番ねずみのヤカちゃん

『番ねずみのヤカちゃん』

作 リチャード・ウィルバー
訳 松岡享子
絵 大社玲子
発行日 1992年5月31日
出版社 福音館書店


ドドさんの家の壁と壁の隙間に、お母さんねずみと4匹の子ねずみが住んでいました。子ねずみのうち3匹はおとなしくて静かな子でしたが、4匹目は「やかましやのヤカちゃん」と呼ばれるくらい、驚くほど大きな声で話す子ねずみでした。そんな4匹が大きくなって、そろそろ自で好きなところへ行ったり、自分で好きな食べものを見つけに行ったりしてもいい頃になりました。
そこでお母さんは、子ねずみたちに大事なことを話します。ドドさんにも奥さんにも、決してここにねずみが住んでいると知られないように、用心しなければいけないこと。そのために、3つのことに気を付けること。
ところが困ったことに、ヤカちゃんの声があんまり大きいものだから、ねずみがいることが知られてしまい・・・。


* * * * * * *

はじめてこの本を知ったとき、「番ねずみ・・・?(番をするの?ねずみが?)ヤカちゃん・・・?(変わった名前!)」と、次々にはてなが浮かびました。
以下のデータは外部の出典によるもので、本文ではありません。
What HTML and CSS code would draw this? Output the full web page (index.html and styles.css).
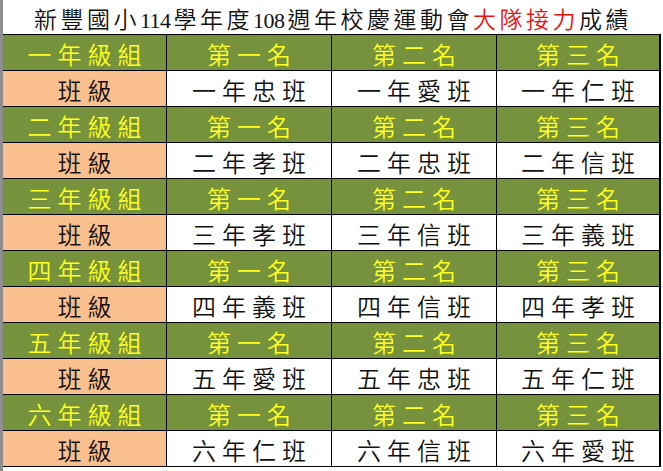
FILE: index.html
```html
<!DOCTYPE html>
<html lang="zh-Hant">
<head>
<meta charset="utf-8">
<title>新豐國小114學年度108週年校慶運動會大隊接力成績</title>
<link rel="stylesheet" href="styles.css">
</head>
<body>
<div class="sheet">
  <div class="title">新豐國小<span class="num">114</span>學年度<span class="num">108</span>週年校慶運動會<span class="red">大隊接力</span>成績</div>
  <div class="grid">
    <div class="cell head">一年級組</div><div class="cell head">第一名</div><div class="cell head">第二名</div><div class="cell head">第三名</div>
    <div class="cell label">班級</div><div class="cell val">一年忠班</div><div class="cell val">一年愛班</div><div class="cell val">一年仁班</div>
    <div class="cell head">二年級組</div><div class="cell head">第一名</div><div class="cell head">第二名</div><div class="cell head">第三名</div>
    <div class="cell label">班級</div><div class="cell val">二年孝班</div><div class="cell val">二年忠班</div><div class="cell val">二年信班</div>
    <div class="cell head">三年級組</div><div class="cell head">第一名</div><div class="cell head">第二名</div><div class="cell head">第三名</div>
    <div class="cell label">班級</div><div class="cell val">三年孝班</div><div class="cell val">三年信班</div><div class="cell val">三年義班</div>
    <div class="cell head">四年級組</div><div class="cell head">第一名</div><div class="cell head">第二名</div><div class="cell head">第三名</div>
    <div class="cell label">班級</div><div class="cell val">四年義班</div><div class="cell val">四年信班</div><div class="cell val">四年孝班</div>
    <div class="cell head">五年級組</div><div class="cell head">第一名</div><div class="cell head">第二名</div><div class="cell head">第三名</div>
    <div class="cell label">班級</div><div class="cell val">五年愛班</div><div class="cell val">五年忠班</div><div class="cell val">五年仁班</div>
    <div class="cell head">六年級組</div><div class="cell head">第一名</div><div class="cell head">第二名</div><div class="cell head">第三名</div>
    <div class="cell label">班級</div><div class="cell val">六年仁班</div><div class="cell val">六年信班</div><div class="cell val">六年愛班</div>
  </div>
</div>
</body>
</html>
```
FILE: styles.css
```css
html, body {
  margin: 0;
  padding: 0;
  background: #ffffff;
}
body {
  font-family: "Noto Sans CJK TC", "Noto Sans CJK SC", sans-serif;
  font-weight: 350;
  width: 663px;
  height: 471px;
  overflow: hidden;
}
.sheet {
  border-left: 3px solid #8e8e8e;
  width: 660px;
  height: 471px;
  box-sizing: border-box;
}
.title {
  height: 34px;
  line-height: 34px;
  text-align: center;
  font-size: 23px;
  letter-spacing: 3.5px;
  color: #111111;
  padding-left: 3px;
  padding-top: 1px;
  box-sizing: border-box;
  white-space: nowrap;
}
.title .num {
  font-family: "Liberation Serif", serif;
  font-weight: 400;
  font-size: 22px;
  letter-spacing: -0.5px;
  margin-right: 3px;
}
.red {
  color: #ee1111;
}
.grid {
  display: grid;
  grid-template-columns: 163px 164px 164px 162px;
  grid-auto-rows: 35px;
  gap: 1px;
  background: #000000;
  border-top: 1px solid #000000;
  border-right: 2px solid #000000;
  border-bottom: 1px solid #000000;
  width: 658px;
  box-sizing: border-box;
}
.cell {
  display: flex;
  align-items: center;
  justify-content: center;
  font-size: 24px;
  letter-spacing: 6px;
  padding-left: 6px;
  padding-top: 3px;
  box-sizing: border-box;
  white-space: nowrap;
  line-height: 1;
}
.head {
  background: #76923c;
  color: #ffff22;
}
.label {
  background: #fabf8f;
  color: #111111;
}
.val {
  background: #ffffff;
  color: #111111;
}
```
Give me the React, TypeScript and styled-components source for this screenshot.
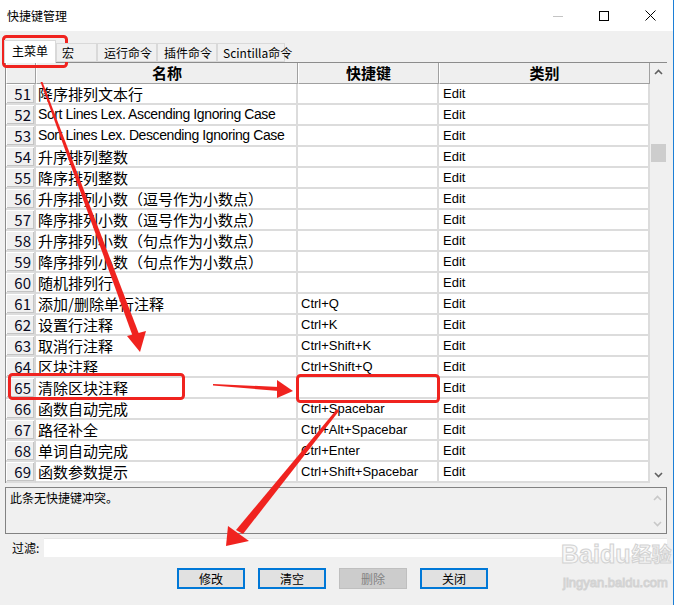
import React from "react";
import styled, { createGlobalStyle } from "styled-components";

const GlobalStyle = createGlobalStyle`
  html, body { margin: 0; padding: 0; background: #ffffff; overflow: hidden; }
  * { box-sizing: border-box; }
`;

const CJK = `"Noto Sans CJK SC", "Noto Sans", sans-serif`;
const LATIN = `"Liberation Sans", "Noto Sans CJK SC", sans-serif`;

const Page = styled.div`
  position: relative;
  width: 675px;
  height: 605px;
`;

const Window = styled.div`
  width: 674px;
  height: 605px;
  border-right: 1px solid #1c7fd6;
  display: flex;
  flex-direction: column;
  background: #f0f0f0;
  font-family: ${CJK};
  color: #000;
`;

const TitleBar = styled.div`
  height: 31px;
  flex: none;
  background: #ffffff;
  display: flex;
  align-items: center;
`;

const Title = styled.div`
  padding-left: 7px;
  font-size: 12px;
  line-height: 16px;
`;

const Controls = styled.div`
  margin-left: auto;
  display: flex;
`;

const ControlButton = styled.div`
  width: 46px;
  height: 31px;
  display: flex;
  align-items: center;
  justify-content: center;
`;

const Content = styled.div`
  flex: 1;
  display: flex;
  flex-direction: column;
  padding: 9px 6px 0 5px;
`;

const TabStrip = styled.div`
  height: 22px;
  display: flex;
  align-items: flex-end;
  margin-left: -1px;
  position: relative;
  z-index: 1;
`;

const Tab = styled.div<{ $active?: boolean; $w: number; $pl: number }>`
  width: ${(p) => p.$w}px;
  height: ${(p) => (p.$active ? 23 : 19)}px;
  margin-bottom: ${(p) => (p.$active ? -1 : 0)}px;
  padding-left: ${(p) => p.$pl}px;
  background: ${(p) => (p.$active ? "#ffffff" : "#f0f0f0")};
  border: 1px solid #d9d9d9;
  border-bottom: ${(p) => (p.$active ? "none" : "1px solid #d9d9d9")};
  font-size: 12px;
  line-height: ${(p) => (p.$active ? 20 : 17)}px;
  white-space: nowrap;
`;

const GridFrame = styled.div`
  height: 421px;
  flex: none;
  display: flex;
  border-top: 1px solid #8c8c8c;
  border-left: 1px solid #8c8c8c;
  background: #ffffff;
`;

const Table = styled.div`
  display: grid;
  grid-template-columns: 30px 262px 141px 211px;
  grid-auto-rows: 21px;
  align-content: start;
`;

const HeaderCell = styled.div`
  background: #efefef;
  border-right: 1px solid #a0a0a0;
  border-bottom: 1px solid #a0a0a0;
  border-left: 1px solid #ffffff;
  font-size: 15px;
  font-weight: 700;
  line-height: 19px;
  text-align: center;
  white-space: nowrap;
`;

const RowHead = styled.div`
  background: #f0f0f0;
  border-right: 2px solid #d6d6d6;
  border-bottom: 2px solid #dcdcdc;
  box-shadow: inset 1px 1px 0 #ffffff, inset -1px -1px 0 #c4c4c4;
  font-size: 15px;
  line-height: 19px;
  text-align: right;
  padding-right: 3px;
  color: #0a0a1e;
`;

const Cell = styled.div<{ $latin?: boolean; $wide?: boolean; $pl: number }>`
  border-right: 2px solid #dcdcdc;
  border-bottom: 2px solid #dcdcdc;
  padding-left: ${(p) => p.$pl}px;
  font-family: ${(p) => (p.$latin || p.$wide ? LATIN : CJK)};
  font-size: ${(p) => (p.$wide ? 14 : p.$latin ? 13 : 15)}px;
  letter-spacing: ${(p) => (p.$wide ? "-0.4px" : "normal")};
  line-height: 19px;
  white-space: nowrap;
  overflow: hidden;
`;

const Scrollbar = styled.div`
  width: 17px;
  flex: none;
  background: #f0f0f0;
  display: flex;
  flex-direction: column;
`;

const ArrowBox = styled.div`
  height: 17px;
  flex: none;
  display: flex;
  align-items: center;
  justify-content: center;
`;

const Track = styled.div`
  flex: 1;
  padding: 0 1px;
`;

const Thumb = styled.div<{ $top: number; $h: number }>`
  margin-top: ${(p) => p.$top}px;
  height: ${(p) => p.$h}px;
  background: #cdcdcd;
`;

const InfoBox = styled.div`
  margin-top: 4px;
  height: 47px;
  flex: none;
  border: 1px solid #828282;
  background: #f0f0f0;
  display: flex;
`;

const InfoText = styled.div`
  flex: 1;
  padding: 2px 4px;
  font-size: 12px;
  line-height: 16px;
`;

const InfoScroll = styled.div`
  width: 17px;
  display: flex;
  flex-direction: column;
  justify-content: space-between;
  padding: 1px 0;
`;

const FilterRow = styled.div`
  margin-top: 4px;
  height: 19px;
  flex: none;
  display: flex;
  align-items: center;
`;

const FilterLabel = styled.div`
  width: 39px;
  padding-left: 7px;
  font-size: 12px;
  line-height: 19px;
`;

const FilterInput = styled.div`
  flex: 1;
  height: 19px;
  background: #ffffff;
  border-top: 1px solid #e6e6e6;
`;

const ButtonRow = styled.div`
  margin-top: 11px;
  display: flex;
  gap: 13px;
  padding-left: 172px;
`;

const Button = styled.div<{ $disabled?: boolean }>`
  width: 68px;
  height: 21px;
  display: flex;
  align-items: center;
  justify-content: center;
  font-size: 12px;
  background: ${(p) => (p.$disabled ? "#cccccc" : "#e1e1e1")};
  border: ${(p) => (p.$disabled ? "1px solid #bfbfbf" : "2px solid #0078d7")};
  color: ${(p) => (p.$disabled ? "#838383" : "#000")};
`;

const Overlay = styled.svg`
  position: absolute;
  left: 0;
  top: 0;
  pointer-events: none;
`;

const Watermark = styled.div`
  position: absolute;
  left: 561px;
  top: 540px;
  white-space: nowrap;
  font-family: "Liberation Sans", "Noto Sans CJK SC", sans-serif;
  color: #f7f7f7;
  -webkit-text-stroke: 1px #d2d2d2;
  pointer-events: none;
`;

const WmTop = styled.div`
  display: flex;
  align-items: center;
  font-size: 25px;
  font-weight: 700;
  line-height: 28px;
`;

const WmCn = styled.span`
  font-family: "Noto Sans CJK SC", sans-serif;
  font-size: 20px;
  line-height: 28px;
  margin-left: 1px;
`;

const WmBottom = styled.div`
  font-size: 13px;
  line-height: 16px;
  margin-top: 7px;
  padding-left: 2px;
`;

type Row = { n: number; name: string; key: string };

const rows: Row[] = [
  { n: 51, name: "降序排列文本行", key: "" },
  { n: 52, name: "Sort Lines Lex. Ascending Ignoring Case", key: "" },
  { n: 53, name: "Sort Lines Lex. Descending Ignoring Case", key: "" },
  { n: 54, name: "升序排列整数", key: "" },
  { n: 55, name: "降序排列整数", key: "" },
  { n: 56, name: "升序排列小数（逗号作为小数点）", key: "" },
  { n: 57, name: "降序排列小数（逗号作为小数点）", key: "" },
  { n: 58, name: "升序排列小数（句点作为小数点）", key: "" },
  { n: 59, name: "降序排列小数（句点作为小数点）", key: "" },
  { n: 60, name: "随机排列行", key: "" },
  { n: 61, name: "添加/删除单行注释", key: "Ctrl+Q" },
  { n: 62, name: "设置行注释", key: "Ctrl+K" },
  { n: 63, name: "取消行注释", key: "Ctrl+Shift+K" },
  { n: 64, name: "区块注释", key: "Ctrl+Shift+Q" },
  { n: 65, name: "清除区块注释", key: "" },
  { n: 66, name: "函数自动完成", key: "Ctrl+Spacebar" },
  { n: 67, name: "路径补全", key: "Ctrl+Alt+Spacebar" },
  { n: 68, name: "单词自动完成", key: "Ctrl+Enter" },
  { n: 69, name: "函数参数提示", key: "Ctrl+Shift+Spacebar" },
];

const isLatin = (s: string) => /^[\x20-\x7e]+$/.test(s);

const tabs = [
  { label: "主菜单", w: 52, pl: 7, active: true },
  { label: "宏", w: 41, pl: 5 },
  { label: "运行命令", w: 60, pl: 6 },
  { label: "插件命令", w: 60, pl: 6 },
  { label: "Scintilla命令", w: 68, pl: 5 },
];

const Chevron = ({ up, color }: { up?: boolean; color: string }) => (
  <svg width="9" height="6" viewBox="0 0 9 6">
    <path
      d={up ? "M1 5 L4.5 1.5 L8 5" : "M1 1 L4.5 4.5 L8 1"}
      fill="none"
      stroke={color}
      strokeWidth="1.6"
    />
  </svg>
);

const RED = "#f0231f";

const Annotations = () => (
  <Overlay width="675" height="605" viewBox="0 0 675 605">
    <g fill="none" stroke={RED} strokeWidth="3">
      <rect x="3.5" y="36.5" width="63" height="30" rx="3" />
      <rect x="9.5" y="374.5" width="174" height="24" rx="3" />
      <rect x="297.5" y="375.5" width="141" height="26" rx="3" />
    </g>
    <g fill={RED}>
      <polygon points="40.5,82 42.5,82 139,334 133,337" />
      <polygon points="127,336 146,331 140,352" />
      <polygon points="213,384 213,385.5 279,391 279,387" />
      <polygon points="277,380 293,391 277,398" />
      <polygon points="337,409 339,411 243,534 236,530" />
      <polygon points="228,526 249,541 226,546" />
    </g>
  </Overlay>
);

export default function App() {
  return (
    <Page>
      <GlobalStyle />
      <Window>
        <TitleBar>
          <Title>快捷键管理</Title>
          <Controls>
            <ControlButton>
              <svg width="10" height="10" viewBox="0 0 10 10">
                <line x1="0" y1="5.5" x2="10" y2="5.5" stroke="#c4c4c4" strokeWidth="1" />
              </svg>
            </ControlButton>
            <ControlButton>
              <svg width="10" height="10" viewBox="0 0 10 10">
                <rect x="0.5" y="0.5" width="9" height="9" fill="none" stroke="#000" strokeWidth="1" />
              </svg>
            </ControlButton>
            <ControlButton>
              <svg width="11" height="11" viewBox="0 0 11 11">
                <path d="M0.5 0.5 L10.5 10.5 M10.5 0.5 L0.5 10.5" stroke="#000" strokeWidth="1" />
              </svg>
            </ControlButton>
          </Controls>
        </TitleBar>
        <Content>
          <TabStrip>
            {tabs.map((t) => (
              <Tab key={t.label} $active={t.active} $w={t.w} $pl={t.pl}>
                {t.label}
              </Tab>
            ))}
          </TabStrip>
          <GridFrame>
            <Table>
              <HeaderCell />
              <HeaderCell>名称</HeaderCell>
              <HeaderCell>快捷键</HeaderCell>
              <HeaderCell>类别</HeaderCell>
              {rows.map((r) => (
                <React.Fragment key={r.n}>
                  <RowHead>{r.n}</RowHead>
                  <Cell $pl={2} $wide={isLatin(r.name)}>
                    {r.name}
                  </Cell>
                  <Cell $pl={3} $latin>
                    {r.key}
                  </Cell>
                  <Cell $pl={4} $latin>
                    Edit
                  </Cell>
                </React.Fragment>
              ))}
            </Table>
            <Scrollbar>
              <ArrowBox>
                <Chevron up color="#606060" />
              </ArrowBox>
              <Track>
                <Thumb $top={64} $h={18} />
              </Track>
              <ArrowBox>
                <Chevron color="#606060" />
              </ArrowBox>
            </Scrollbar>
          </GridFrame>
          <InfoBox>
            <InfoText>此条无快捷键冲突。</InfoText>
            <InfoScroll>
              <ArrowBox>
                <Chevron up color="#c8c8c8" />
              </ArrowBox>
              <ArrowBox>
                <Chevron color="#c8c8c8" />
              </ArrowBox>
            </InfoScroll>
          </InfoBox>
          <FilterRow>
            <FilterLabel>过滤:</FilterLabel>
            <FilterInput />
          </FilterRow>
          <ButtonRow>
            <Button>修改</Button>
            <Button>清空</Button>
            <Button $disabled>删除</Button>
            <Button>关闭</Button>
          </ButtonRow>
        </Content>
      </Window>
      <Watermark>
        <WmTop>
          Baidu<WmCn>经验</WmCn>
        </WmTop>
        <WmBottom>jingyan.baidu.com</WmBottom>
      </Watermark>
      <Annotations />
    </Page>
  );
}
ヤカちゃんという名前の由来は本文3行目ですぐに分かりましたが、番ねずみと付けられたタイトルの訳は、お話の最後になるまで分かりませんでした!
ドドさんと奥さんにねずみがいると知られてからというもの、ハラハラするような場面が続きます。大きな声のヤカちゃん、本当に困ったものです。でも、「しーっ、しずかに!」と、お母さんに繰り返し言われ、とうとう他の子ねずみたちにも揃ってそう言わるシーンなんて、ヤカちゃんには申し訳ないけれど、思わずくすっと笑ってしまいます。

お話としては『ないしょのおともだち』や『ないしょのかくれんぼ』のシリーズにも通じるところがあるかもしれません。いろんな想像がふくらむ1冊です。